Sunday, April 22, 2012

Earth Day Birthdays


Earth Day always lurks on my calendar, ready to jump out with a big “Boo! Did you save the Earth this year?” 

It’s not like we could forget about it at my house: Earth Day is my birthday.  What’s more, the day right before it is my daughter’s birthday, providing me ample opportunity to offer up unwanted birthday party themes like “Clean Up the Beach” or “Let’s Carpool to the Nearest Park for Organic, Wholegrain Cake and Unwrapped, Recycled Gifts.”  Poor thing, she wouldn’t mind some plastic toys and shiny new wrapping paper once in a while.

Being saddled with an eco-obsessed mother, now, that might actually be a bit of a real burden.  Because I’m the type of mom who finishes a sentence with the word “burden” and immediately starts thinking about the concept of “body burden” and our toxic world, and how quickly we are making it more toxic*, and then I start to feel guilty for how much I drive my car and so I snap at the kids for letting the water run too long while they are brushing their teeth.

Yes, I drive too much, so they should remember to turn off the water.  What?  It makes sense to me, um, sort of, in a twisted kind of way.

Then I feel bad for being a grouchy mom, so I let them stay up past bedtime for extra reading and cuddling, but then I feel ashamed for having left so many of the lights on while I was doing aforementioned reading, and then…well, it basically never ends.  How’s a bright-eyed five-year-old supposed to deal with so much maternal neurosis?

Or, for that matter, so much cultural neurosis? It seems like the consensus out there, by now, is pretty much “Let’s do it! Let’s save the planet!”—and then we all go on with our over-consumption and “just this once” justifications.  I know I do, even though I swear I try, fishing my bamboo spoon out of my purse at the ice cream store that only offers plastic ones, signing email petitions daily, organizing parties to spread the word about how insane we are for continuing development of the Canadian Tar Sands.  Printing out infographics linking extreme weather to climate change and bringing them to potlucks.  People see me coming and start to blurt out their latest green triumph.  “I told my favorite restaurant to stop using plastic to-go containers.”  “I explained to my neighbor how to use the recycle bin.”  “I remembered my bags!” 

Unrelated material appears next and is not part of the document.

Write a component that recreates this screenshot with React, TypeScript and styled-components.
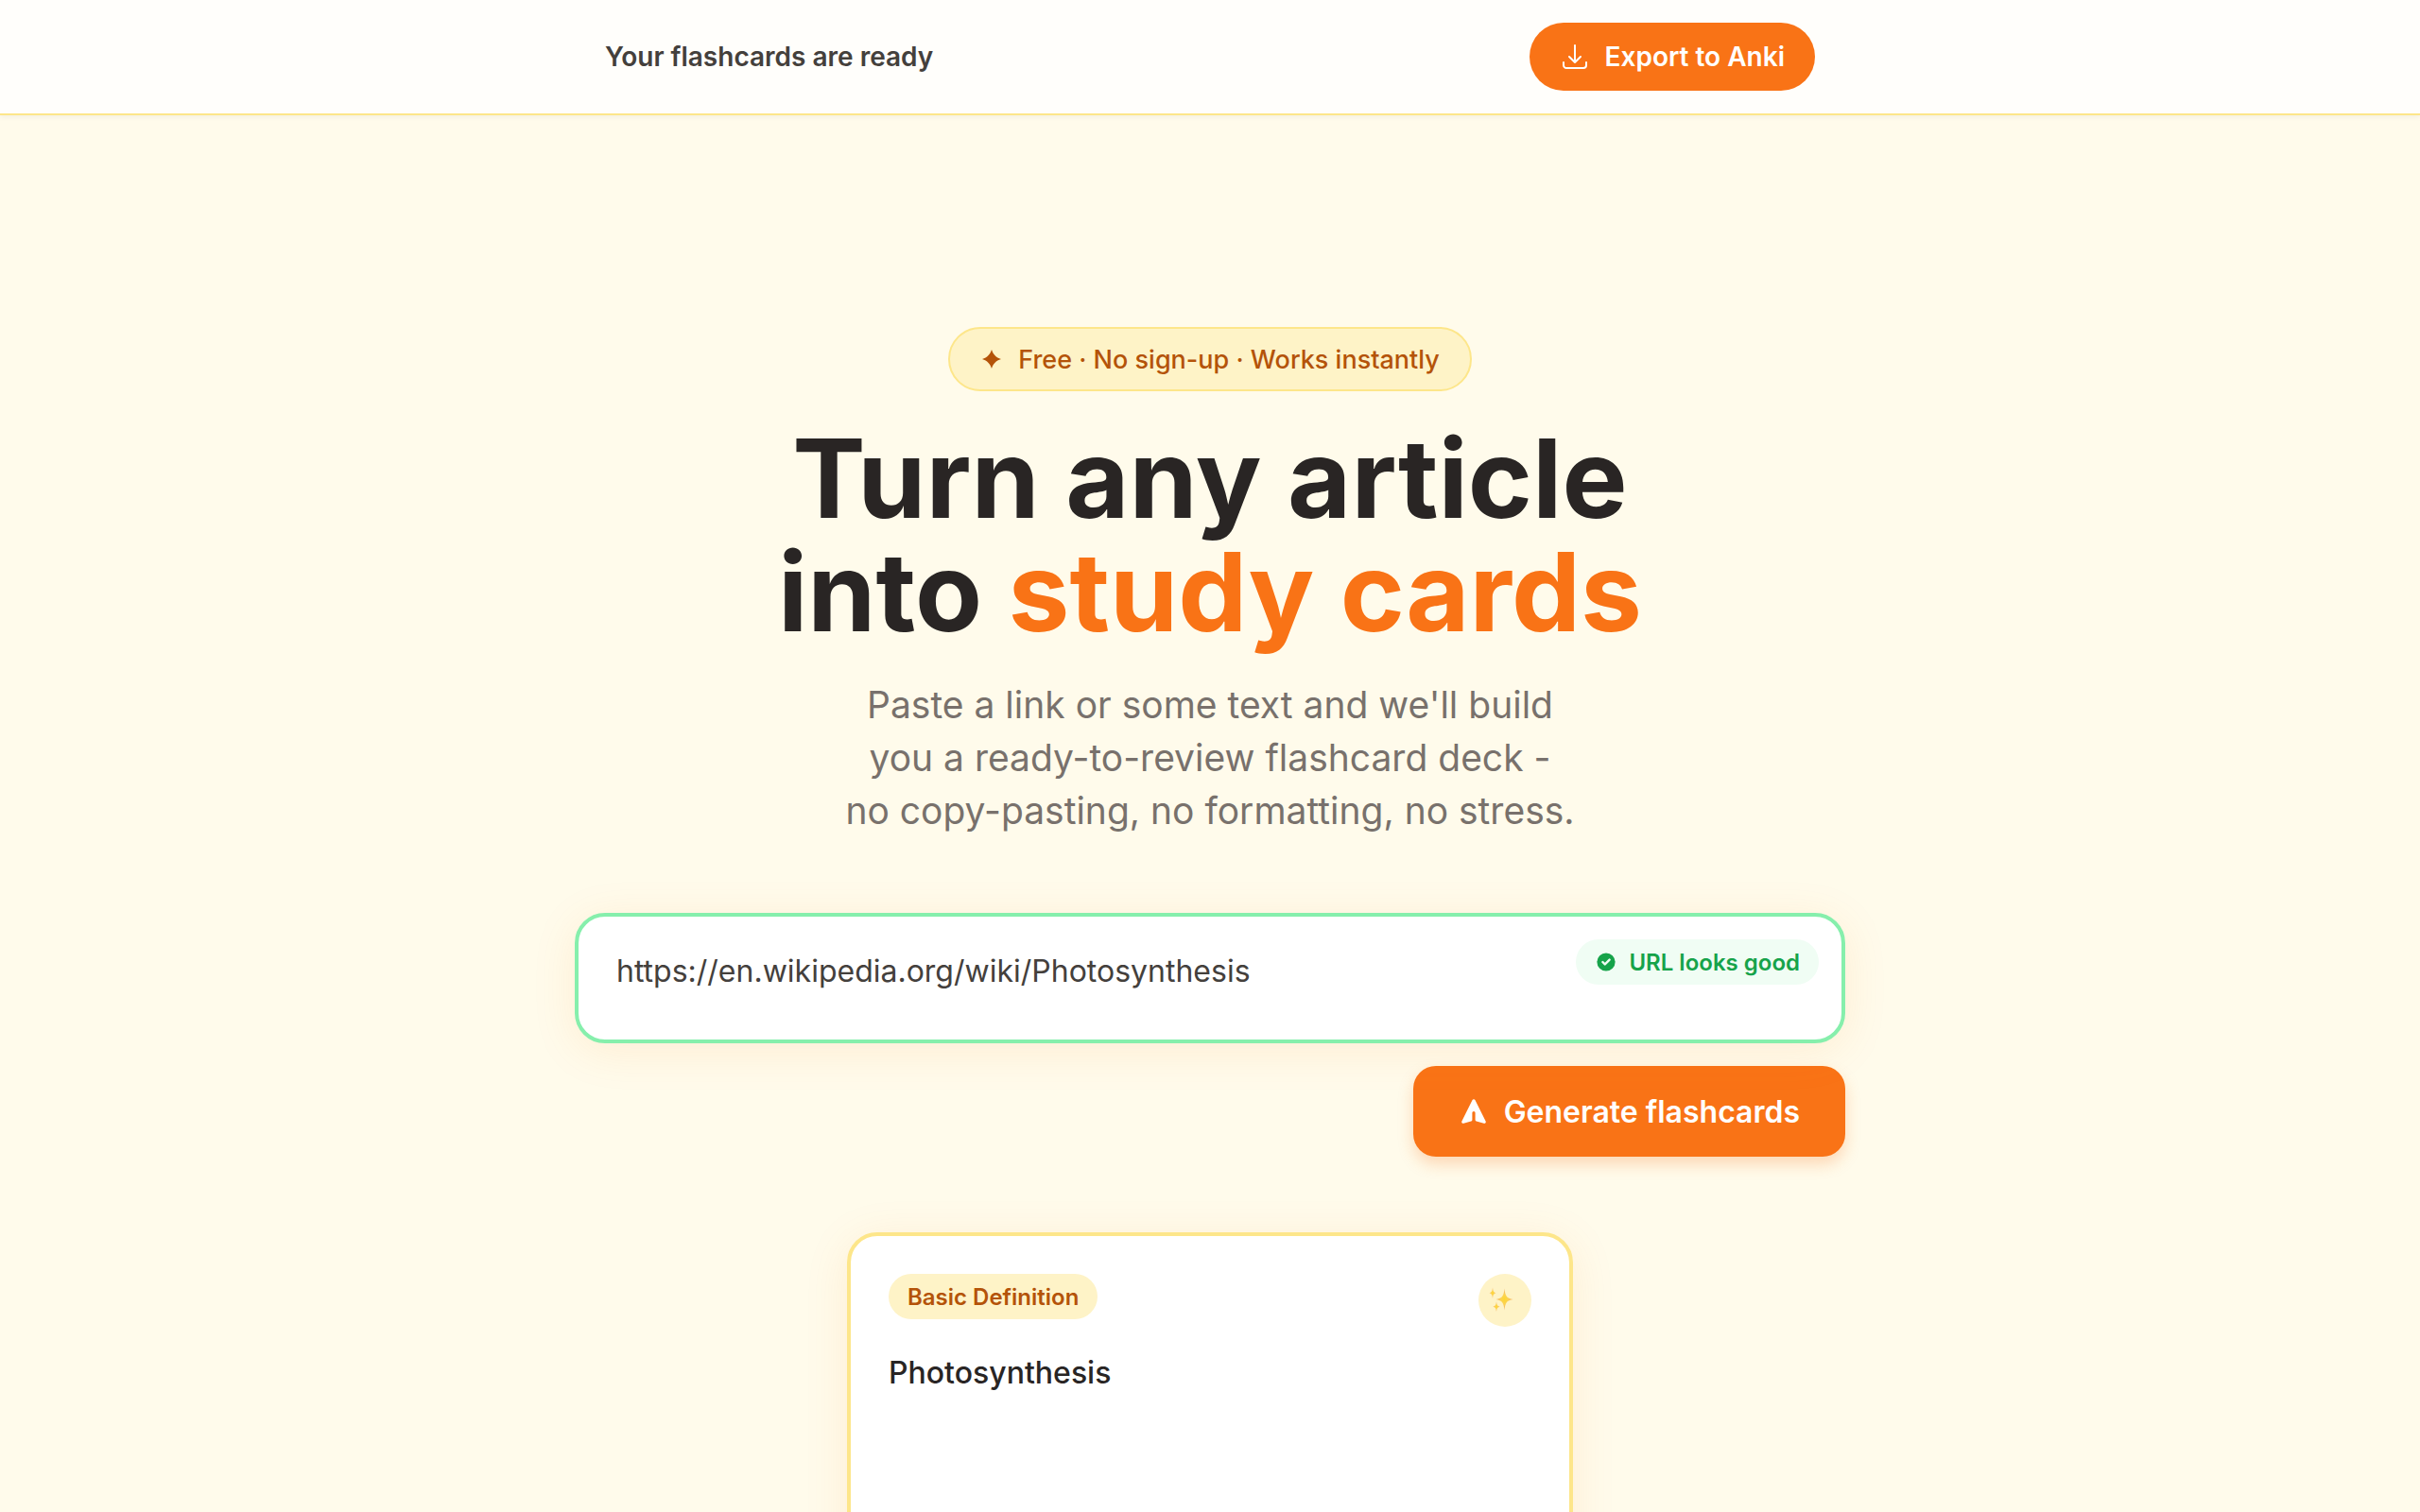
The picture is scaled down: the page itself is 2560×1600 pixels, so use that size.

We report these tiny successes to each other as a way of warding off the demons of our larger failures.  “I didn’t manage to get the Supreme Court to reverse the Citizen’s United decision.”  “I haven’t been able to ban mountaintop removal coal mining.”  “I didn’t even convince my city council that expanding inane consumption by building even more big box stores is a bad idea.”  But hey, we did carpool to work, right?  Right?  Doesn’t that count?

Mostly, I don’t feel like it counts.  The problems are so large, and I’m so small.  And it’s pretty darn easy to turn all my worries about what kind of world my children will inherit into a deep and real case of depression, so I toil away at not just retreating with them under the covers, cuddling and reading into the night, electric use be damned.  It takes all my grown-up discipline, but I’m working to remember that birthdays are not about what you’ve done so far; birthdays are about blowing out the candles and wishing for the future. 

Cultural problems, like this climate mess we are in, require cultural solutions, so I’m not going to be able to fix it all by myself.  But if I look back over the past year, I can find all sorts of good news reflected in those small self-reports of righteousness: We are seeing, more and more, how many ways we could do better.  Our culture is actually shifting—maybe not as quickly as I’d like, maybe not even as quickly as it would have to for my kids to have a liveable planet—but change is happening.

So, when Earth Day interrogates me this year, I’ll just say, “Look, I’m really doing my best here.  Whether it’s good enough doesn’t matter, because it really is my best, and my best keeps getting better.”  Then I’ll blow out the candles, hoping.